# START OF Supplied data

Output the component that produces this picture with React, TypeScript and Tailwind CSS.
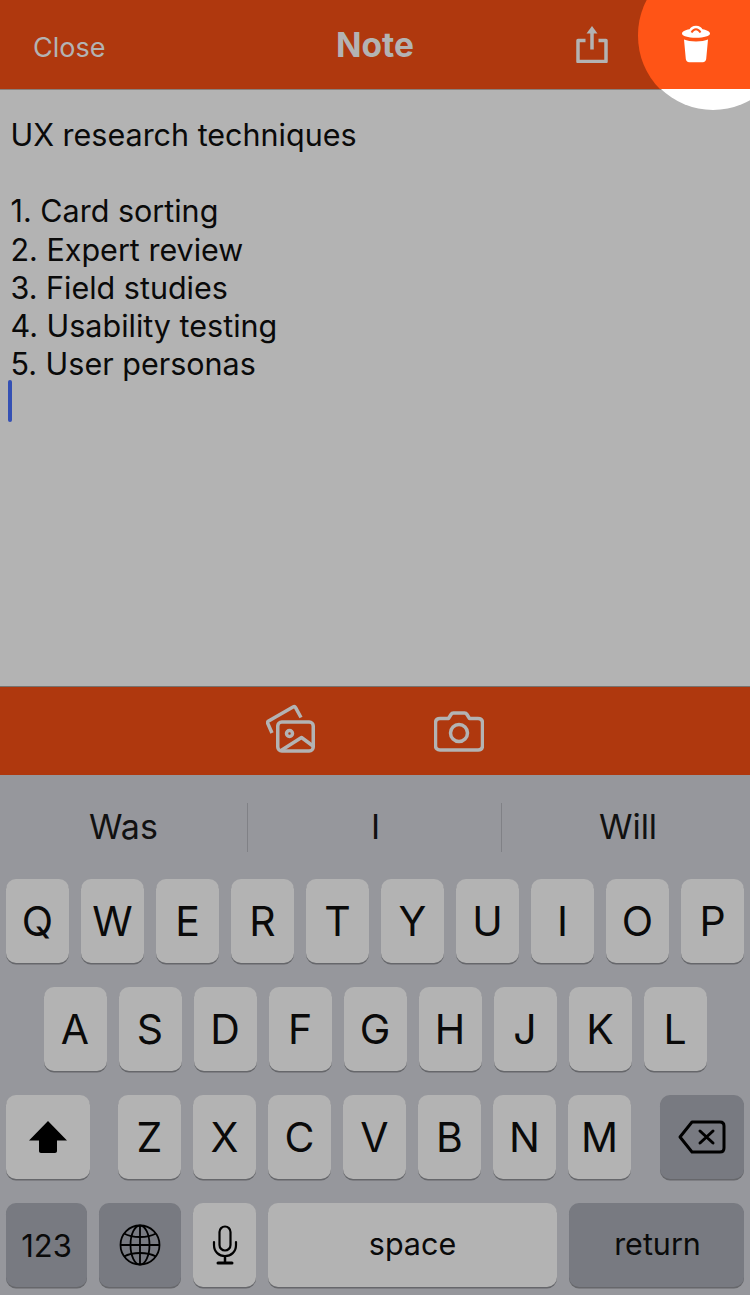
import type { ReactNode } from 'react'

const font = "font-['Inter','Liberation_Sans',sans-serif]"

const noteLines = ['UX research techniques', '\u00a0', '1. Card sorting', '2. Expert review', '3. Field studies', '4. Usability testing', '5. User personas']

function Key({ label, width = 'w-[63px]', dark, text = 'text-[41px]', children }: { label?: string; width?: string; dark?: boolean; text?: string; children?: ReactNode }) {
  return (
    <div className={`${width} h-[84px] shrink-0 rounded-[10px] flex items-center justify-center text-[#0a0a0a] ${text} shadow-[0_1.5px_0_#66676b] ${dark ? 'bg-[#787a81]' : 'bg-[#b3b3b3]'}`}>
      {label && <span className="mt-[2px]">{label}</span>}
      {children}
    </div>
  )
}

function ShareIcon() {
  return (
    <svg width="32" height="38" viewBox="0 0 32 38" fill="none" stroke="#b3b3b3" strokeWidth="3.500">
      <path d="M9.500 15.500H2v21h28v-21h-7.500" strokeLinejoin="round" />
      <path d="M16 6v18.500" />
      <path d="M16 1l5.500 7.500h-11z" fill="#b3b3b3" stroke="none" />
    </svg>
  )
}

function TrashIcon() {
  return (
    <svg width="30" height="38" viewBox="0 0 30 38" fill="#fff">
      <path d="M1 8.500c0-2 3-3.600 7.500-4.300C10 2 11.500 0.800 15 0.800s5 1.200 6.500 3.400C26 4.900 29 6.500 29 8.500c0 2.500-6 4.300-14 4.300S1 11 1 8.500z" />
      <path d="M10.500 7.500c1.200-2 2.700-3.200 4.500-3.200s3.300 1.200 4.500 3.200" fill="none" stroke="#ff5416" strokeWidth="2" />
      <path d="M3 14.500c3 1.300 7 1.900 12 1.900s9-.6 12-1.900l-1.800 19.500c-.2 2-1.500 3.200-3.500 3.200H8.300c-2 0-3.300-1.200-3.500-3.200z" />
    </svg>
  )
}

function GalleryIcon() {
  return (
    <svg width="50" height="50" viewBox="0 0 50 50" fill="none" stroke="#b3b3b3" strokeWidth="3.500" strokeLinejoin="round">
      <path d="M6 29L1.800 19.500c-.4-1-.2-1.800.8-2.400L27 3c1-.6 2-.4 2.600.6L35 13.500" />
      <rect x="11.750" y="18" width="35.500" height="29" rx="4" />
      <circle cx="23.500" cy="29.500" r="3" />
      <path d="M15 46.500L35.500 33.500L47 42" />
    </svg>
  )
}

function CameraIcon() {
  return (
    <svg width="50" height="42" viewBox="0 0 50 42" fill="none" stroke="#b3b3b3" strokeWidth="3.500" strokeLinejoin="round">
      <path d="M6 8.500h8.500l2.500-4c.6-1 1.400-1.500 2.500-1.500h11c1.100 0 1.900.5 2.500 1.500l2.500 4H44c2.800 0 4.500 1.700 4.500 4.500v22.500c0 2.800-1.700 4.500-4.500 4.500H6c-2.800 0-4.500-1.700-4.500-4.500V13c0-2.800 1.700-4.500 4.500-4.500z" />
      <circle cx="25" cy="23" r="8.500" />
    </svg>
  )
}

function ShiftIcon() {
  return (
    <svg width="38" height="32" viewBox="0 0 38 32" fill="#000">
      <path d="M19 0L38 19.500H28V30c0 1.200-.8 2-2 2H12c-1.200 0-2-.8-2-2V19.500H0z" strokeLinejoin="round" />
    </svg>
  )
}

function DeleteIcon() {
  return (
    <svg width="48" height="34" viewBox="0 0 48 34" fill="none" stroke="#000" strokeWidth="3" strokeLinejoin="round">
      <path d="M14 2h28c2.500 0 4 1.500 4 4v22c0 2.500-1.500 4-4 4H14L2 17z" />
      <path d="M22 11l13 12M35 11L22 23" strokeLinecap="round" />
    </svg>
  )
}

function GlobeIcon() {
  return (
    <svg width="42" height="42" viewBox="0 0 42 42" fill="none" stroke="#000" strokeWidth="1.800">
      <circle cx="21" cy="21" r="19.500" />
      <ellipse cx="21" cy="21" rx="9.500" ry="19.500" />
      <path d="M21 1.500v39M1.500 21h39" />
      <path d="M5 9.500c4.500 2.500 10 3.500 16 3.500s11.500-1 16-3.500M5 32.500c4.500-2.500 10-3.500 16-3.500s11.500 1 16 3.500" />
    </svg>
  )
}

function MicIcon() {
  return (
    <svg width="26" height="40" viewBox="0 0 26 40" fill="none" stroke="#000" strokeWidth="2.200">
      <rect x="7.500" y="1.500" width="11" height="24" rx="5.500" />
      <path d="M2 17v3c0 7 5 11 11 11s11-4 11-11v-3" strokeLinecap="round" />
      <path d="M13 31v6" strokeWidth="2.500" />
      <path d="M6 38h14" strokeWidth="3" strokeLinecap="round" />
    </svg>
  )
}

export default function App() {
  return (
    <div className={`${font} w-[750px] h-[1295px] flex flex-col overflow-hidden bg-[#b3b3b3]`}>
      {/* header */}
      <div className="relative h-[89px] shrink-0 bg-[#af380e] overflow-hidden flex items-center">
        <span className="ml-[33px] mt-[7px] text-[27px] text-[#b3b3b3]">Close</span>
        <span className="absolute left-0 right-0 top-[25px] text-center text-[33.500px] leading-[40px] font-bold text-[#b3b3b3]">Note</span>
        <div className="absolute left-[576px] top-[25px]">
          <ShareIcon />
        </div>
        <div className="absolute left-[638px] top-[-40px] w-[150px] h-[151px] rounded-full bg-[#ff5416]" />
        <div className="absolute left-[681px] top-[25px]">
          <TrashIcon />
        </div>
      </div>

      {/* note body */}
      <div className="relative h-[597px] shrink-0 overflow-hidden">
        <div className="h-px bg-[#8a807b]" />
        <div className="pl-[10.500px] pt-[26px] text-[30.500px] leading-[38.200px] text-[#0a0a0a]">
          {noteLines.map((line, i) => (
            <div key={i}>{line}</div>
          ))}
        </div>
        <div className="absolute left-[8px] top-[291px] w-1 h-[42px] rounded-sm bg-[#3450b4]" />
        <div className="absolute left-[638px] top-[-130px] w-[150px] h-[151px] rounded-full bg-white" />
      </div>

      {/* attachment bar */}
      <div className="relative h-[89px] shrink-0 bg-[#af380e] border-t border-[#77736f]">
        <div className="absolute left-[266px] top-[17px]">
          <GalleryIcon />
        </div>
        <div className="absolute left-[434px] top-[23px]">
          <CameraIcon />
        </div>
      </div>

      {/* keyboard */}
      <div className="flex-1 bg-[#96979c]">
        <div className="h-[104px] flex items-center text-[34px] text-[#111]">
          <div className="w-[247px] text-center pb-[2px]">Was</div>
          <div className="w-px h-[49px] bg-[#808186]" />
          <div className="w-[253px] text-center pb-[2px] pl-[2px]">I</div>
          <div className="w-px h-[49px] bg-[#808186]" />
          <div className="flex-1 text-center pb-[2px] pl-[4px]">Will</div>
        </div>
        <div className="flex flex-col gap-[24px]">
          <div className="flex justify-center gap-3">
            {'QWERTYUIOP'.split('').map((k) => (
              <Key key={k} label={k} />
            ))}
          </div>
          <div className="flex pl-[43.500px] gap-3">
            {'ASDFGHJKL'.split('').map((k) => (
              <Key key={k} label={k} />
            ))}
          </div>
          <div className="flex px-[6px]">
            <Key width="w-[84px]">
              <ShiftIcon />
            </Key>
            <div className="flex gap-3 ml-[28px]">
              {'ZXCVBNM'.split('').map((k) => (
                <Key key={k} label={k} />
              ))}
            </div>
            <div className="ml-auto">
              <Key width="w-[84px]" dark>
                <DeleteIcon />
              </Key>
            </div>
          </div>
          <div className="flex px-[6px] gap-3">
            <Key width="w-[81px]" dark label="123" text="text-[31px]" />
            <Key width="w-[82px]" dark>
              <GlobeIcon />
            </Key>
            <Key>
              <MicIcon />
            </Key>
            <Key width="w-[289px]" text="text-[30.500px]">
              <span className="pb-[2px]">space</span>
            </Key>
            <Key width="w-[175px]" dark text="text-[30.500px]">
              <span className="pb-[2px] pl-[2px]">return</span>
            </Key>
          </div>
        </div>
      </div>
    </div>
  )
}
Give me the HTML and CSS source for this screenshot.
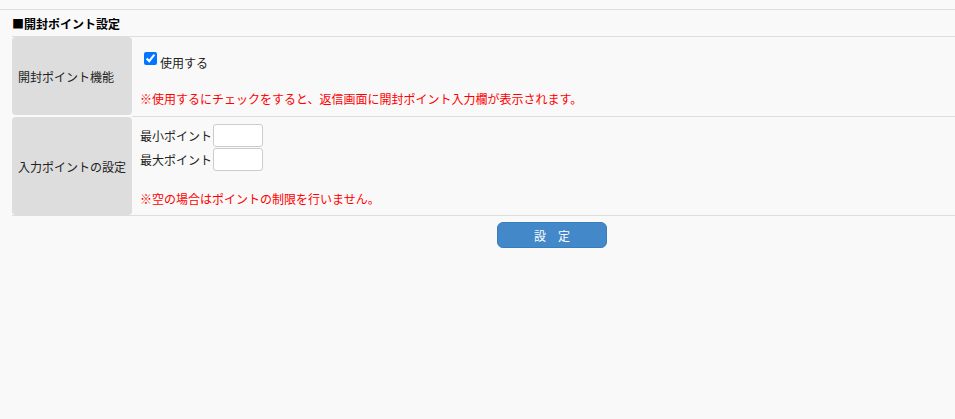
FILE: index.html
```html
<!DOCTYPE html>
<html lang="ja">
<head>
    <meta charset="UTF-8">
    <meta name="viewport" content="width=device-width, initial-scale=1.0">
    <title>開封ポイント設定</title>
    <link rel="stylesheet" href="styles.css">
</head>
<body>
    <div class="page">
        <h2 class="section-title">■開封ポイント設定</h2>
        <div class="form-table">
            <div class="row row-first">
                <div class="row-label">開封ポイント機能</div>
                <div class="row-body">
                    <label class="check-line"><input type="checkbox" checked><span>使用する</span></label>
                    <p class="note">※使用するにチェックをすると、返信画面に開封ポイント入力欄が表示されます。</p>
                </div>
            </div>
            <div class="row">
                <div class="row-label">入力ポイントの設定</div>
                <div class="row-body">
                    <div class="point-line"><span>最小ポイント</span><input type="text" class="point-input"></div>
                    <div class="point-line"><span>最大ポイント</span><input type="text" class="point-input"></div>
                    <p class="note note-points">※空の場合はポイントの制限を行いません。</p>
                </div>
            </div>
        </div>
        <div class="actions">
            <button class="submit-btn">設　定</button>
        </div>
    </div>
</body>
</html>
```

FILE: styles.css
```css
* {
    font-family: "Noto Sans CJK JP", "Noto Sans", sans-serif;
}
body {
    margin: 0;
    background: #f9f9f9;
    color: #222;
    font-size: 12px;
}
.page {
    margin-top: 9px;
    border-top: 1px solid #dedede;
}
.section-title {
    margin: 0;
    padding: 2px 0 0 12px;
    height: 24px;
    line-height: 24px;
    font-size: 12px;
    font-weight: bold;
    color: #000;
}
.form-table {
    margin-left: 12px;
    border-top: 1px solid #dedede;
    border-bottom: 1px solid #dedede;
}
.row {
    display: flex;
}
.row-label {
    width: 114px;
    padding-left: 6px;
    background: #dddddd;
    border-radius: 4px;
    display: flex;
    align-items: center;
    flex-shrink: 0;
}
.row-first .row-label {
    margin-bottom: 2px;
}
.row-body {
    flex: 1;
    padding: 7px 8px 7px 8px;
}
.row-first .row-body {
    padding: 15px 8px 8px 8px;
    border-bottom: 1px solid #dedede;
}
.check-line {
    display: flex;
    align-items: flex-start;
}
.check-line input {
    width: 13px;
    height: 13px;
    margin: 0 3px 0 4px;
}
.check-line span {
    margin-top: 2px;
    line-height: 18px;
}
.note {
    margin: 18px 0 0 0;
    line-height: 18px;
    color: #ff0000;
}
.note-points {
    margin-top: 19px;
}
.point-line {
    display: flex;
    align-items: center;
    height: 23px;
    margin-bottom: 1px;
}
.point-input {
    width: 50px;
    height: 23px;
    margin-left: 1px;
    box-sizing: border-box;
    border: 1px solid #cccccc;
    border-radius: 3px;
    background: #fff;
    padding: 2px 4px;
}
.actions {
    padding: 6px 0 0 497px;
}
.submit-btn {
    width: 110px;
    height: 26px;
    border: 1px solid #3b7cbd;
    border-radius: 6px;
    background: #4388c9;
    color: #fff;
    font-size: 12px;
    cursor: pointer;
}
```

# END OF Supplied data

(To do):
Reproduce the data above word for word from its first line through the line that holds "const noteLines = ['UX", both ends included; skip pictures.

(Reply to the exercise):
Output the component that produces this picture with React, TypeScript and Tailwind CSS.
import type { ReactNode } from 'react'

const font = "font-['Inter','Liberation_Sans',sans-serif]"

const noteLines = ['UX research techniques', '\u00a0', '1. Card sorting', '2. Expert review', '3. Field studies', '4. Usability testing', '5. User personas']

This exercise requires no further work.